If – like me – you pick and buy your own stocks, your goal should be to beat the market.
That means if the S&P/ASX 200 (INDEX: ^AXJO) (ASX: XJO) falls 5% in a year, you'll want to be better off.
If it rises 10%, you'll want to be up more than that.
However if you discover, after a few years of active investing, your strategy isn't working, you've got to ask yourself why and consider buying an index fund or seeking an investment service which is beating the market. After fees, of course.
But remember to focus on the long term. Try with a small amount of money at first and go easy on yourself. Too many investors believe one or two years is the right amount of time to be invested.
Ben Graham, the father of value investing, famously quipped: "In the short run, the market is a voting machine but in the long run, it is a weighing machine." Indeed I'm a firm believer that value investing is best done over the long term.
And I'd rather be generally right than specifically wrong. I focus on more than one year's profit result when passing judgement on a company.
This is especially true when they have complicated financial structures, multiple operations, exposure to numerous currencies and are heavily regulated.
Understanding the key risks faced by a business and using very conservative forecasts, is the only true way to estimate fair value.
Is Australia and New Zeeland Banking Group (ASX: ANZ) a buy? I hear you ask.
At a touch under $32 per share, ANZ trades on a price-to-tangible book value of 2.25 and price-book ratio of 1.9. Usually, this is much higher than I'd be willing to pay for any bank but given its aggressive growth strategy in Asia and so-so profitability, it's worthy of a closer look.
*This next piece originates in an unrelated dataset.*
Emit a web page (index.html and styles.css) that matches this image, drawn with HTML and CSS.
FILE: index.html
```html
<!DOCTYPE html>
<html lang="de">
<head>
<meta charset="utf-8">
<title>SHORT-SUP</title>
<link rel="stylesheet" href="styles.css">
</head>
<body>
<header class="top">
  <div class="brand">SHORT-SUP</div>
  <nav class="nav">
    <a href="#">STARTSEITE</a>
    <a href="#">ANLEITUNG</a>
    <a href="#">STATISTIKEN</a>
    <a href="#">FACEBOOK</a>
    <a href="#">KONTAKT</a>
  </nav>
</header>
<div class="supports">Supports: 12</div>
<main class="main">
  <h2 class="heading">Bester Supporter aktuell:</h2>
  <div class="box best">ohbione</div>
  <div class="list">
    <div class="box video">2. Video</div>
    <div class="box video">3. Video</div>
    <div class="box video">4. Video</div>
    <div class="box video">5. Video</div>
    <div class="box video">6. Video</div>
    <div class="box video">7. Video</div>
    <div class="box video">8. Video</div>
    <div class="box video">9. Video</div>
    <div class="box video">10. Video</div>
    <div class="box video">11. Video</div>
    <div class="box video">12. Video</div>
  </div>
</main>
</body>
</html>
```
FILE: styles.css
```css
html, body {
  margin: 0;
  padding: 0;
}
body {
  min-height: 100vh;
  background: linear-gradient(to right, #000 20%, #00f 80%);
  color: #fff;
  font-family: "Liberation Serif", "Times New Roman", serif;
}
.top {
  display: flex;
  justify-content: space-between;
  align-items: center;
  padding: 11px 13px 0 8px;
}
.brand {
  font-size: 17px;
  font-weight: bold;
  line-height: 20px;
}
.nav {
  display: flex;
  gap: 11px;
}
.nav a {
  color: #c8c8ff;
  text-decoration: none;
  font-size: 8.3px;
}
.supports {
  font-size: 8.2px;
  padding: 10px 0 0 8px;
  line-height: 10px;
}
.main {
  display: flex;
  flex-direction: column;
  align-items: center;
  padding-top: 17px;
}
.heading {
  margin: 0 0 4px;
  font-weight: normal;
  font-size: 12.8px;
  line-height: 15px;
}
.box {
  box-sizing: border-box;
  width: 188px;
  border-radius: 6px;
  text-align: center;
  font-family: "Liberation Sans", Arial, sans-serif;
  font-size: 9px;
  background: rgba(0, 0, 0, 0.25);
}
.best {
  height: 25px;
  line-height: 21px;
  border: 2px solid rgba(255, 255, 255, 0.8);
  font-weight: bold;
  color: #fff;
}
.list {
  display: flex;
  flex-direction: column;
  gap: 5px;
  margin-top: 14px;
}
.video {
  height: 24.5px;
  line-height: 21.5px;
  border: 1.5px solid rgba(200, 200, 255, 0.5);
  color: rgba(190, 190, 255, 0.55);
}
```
Since the dividend yield is what attracts most Australian investors to big bank stocks and banks aren't like ordinary businesses, we'll use dividends as a proxy for free cash flow.
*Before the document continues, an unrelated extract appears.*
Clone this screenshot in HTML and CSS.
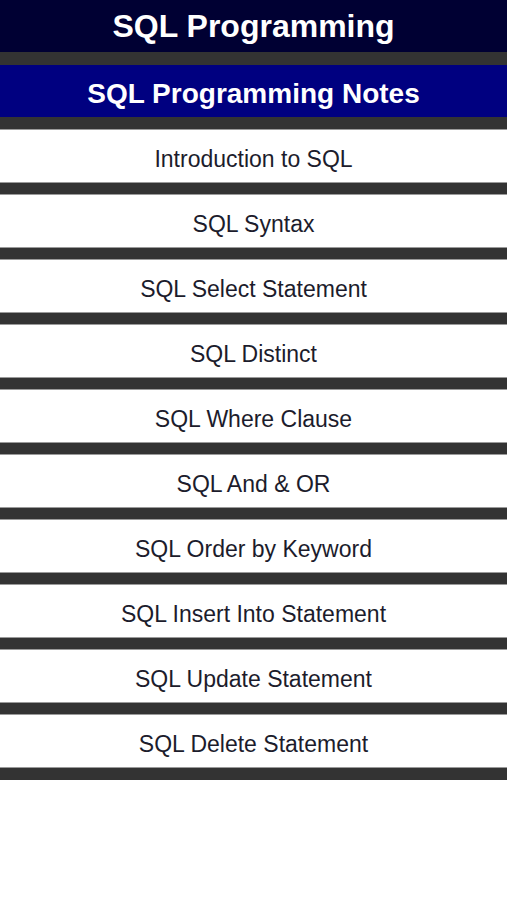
FILE: index.html
```html
<!DOCTYPE html>
<html>
<head>
<meta charset="utf-8">
<title>SQL Programming</title>
<link rel="stylesheet" href="styles.css">
</head>
<body>
<div class="page">
  <header class="title-bar">SQL Programming</header>
  <div class="section-bar">SQL Programming Notes</div>
  <nav class="menu">
    <div class="item">Introduction to SQL</div>
    <div class="item">SQL Syntax</div>
    <div class="item">SQL Select Statement</div>
    <div class="item">SQL Distinct</div>
    <div class="item">SQL Where Clause</div>
    <div class="item">SQL And &amp; OR</div>
    <div class="item">SQL Order by Keyword</div>
    <div class="item">SQL Insert Into Statement</div>
    <div class="item">SQL Update Statement</div>
    <div class="item">SQL Delete Statement</div>
  </nav>
</div>
</body>
</html>
```
FILE: styles.css
```css
html, body {
  margin: 0;
  padding: 0;
  background: #ffffff;
  font-family: "Liberation Sans", Arial, sans-serif;
}

* {
  box-sizing: border-box;
}

.page {
  display: flex;
  flex-direction: column;
  gap: 13px;
  background: #333333;
  padding-bottom: 13px;
}

.title-bar {
  height: 52px;
  background: #000033;
  color: #ffffff;
  font-weight: bold;
  font-size: 32px;
  display: flex;
  align-items: center;
  justify-content: center;
}

.section-bar {
  height: 52px;
  padding-top: 5px;
  background: #000080;
  color: #ffffff;
  font-weight: bold;
  font-size: 28px;
  display: flex;
  align-items: center;
  justify-content: center;
}

.menu {
  display: flex;
  flex-direction: column;
  gap: 13px;
}

.item {
  height: 52px;
  padding-top: 6px;
  background: #ffffff;
  color: #1c1c2c;
  font-size: 23px;
  display: flex;
  align-items: center;
  justify-content: center;
  box-shadow: 0 0 0 1px #9a9a9a;
}
```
Applying ANZ's 10-year historical average growth rate of 6% per annum for the next five years. Then using a terminal growth rate of 3% thereafter, at a discount rate of 9% (which is generous in my opinion), fair value is around $35 per share.
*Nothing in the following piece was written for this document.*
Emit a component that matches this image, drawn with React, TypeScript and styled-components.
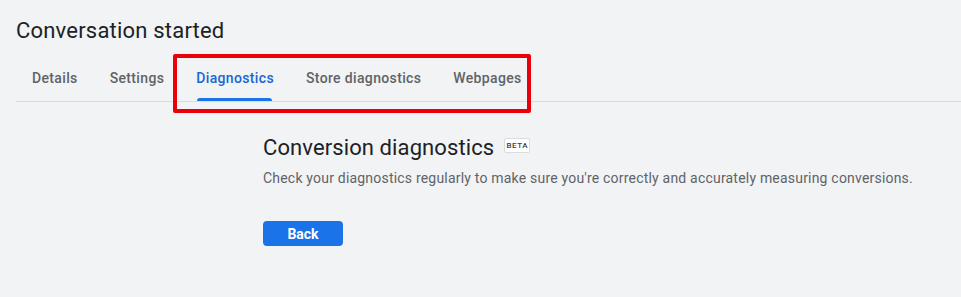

However if we up the discount rate to 10% – which is what I usually require – fair value is smack bang on $30 per share.
As I write, ANZ shares are trading at $31.92. So I wouldn't buy them today.
Would I buy them at $30.00 per share? No.
In fact I wouldn't even buy them at $28.00 per share because I know what I don't know. And that's a lot, believe me.
Indeed I know I'll never know every single detail about ANZ's operations and I know I won't get my forecasts right. As a result, chances are, my intrinsic value estimate is wrong.
Therefore to mitigate these risks, the price I'd pay for ANZ shares would be at a steep discount to my fair value estimate, using the 10% discount rate.
This gap between market price and my intrinsic value estimate is what value investors call "margin of safety".
Having a wide margin of safety (say, 30% or 40% to the current market price) maximises upside potential and mitigates risk. In bull markets, such as now, these types of bargain issuances are scarce. But they're by no means unusual in a bear market.
In fact between 2008 and the very beginning of 2013 (just shy of five years), ANZ traded below its fair value, albeit slightly for much of the time.
However during the GFC – remember Australia and our big banks emerged in a much better position than most – ANZ shares fell over 60%.
And do I think Australia will be subject to another market crash in the years ahead? Yes.
Therefore I know I can afford to be patient and wait for a better buying opportunity.
Foolish takeaway
I encourage everyone to try their hand on the sharemarket. But if you're not willing to put in the hard work, research companies and stick by your guns, your returns will be mediocre, at best. Every investor should have a goal of beating the market, convincingly. Unfortunately many don't. However by having an adequate margin of safety, investors can minimise risk and maximise upside potential.
And at today's prices I believe ANZ shares are not worthy of a 'buy' rating.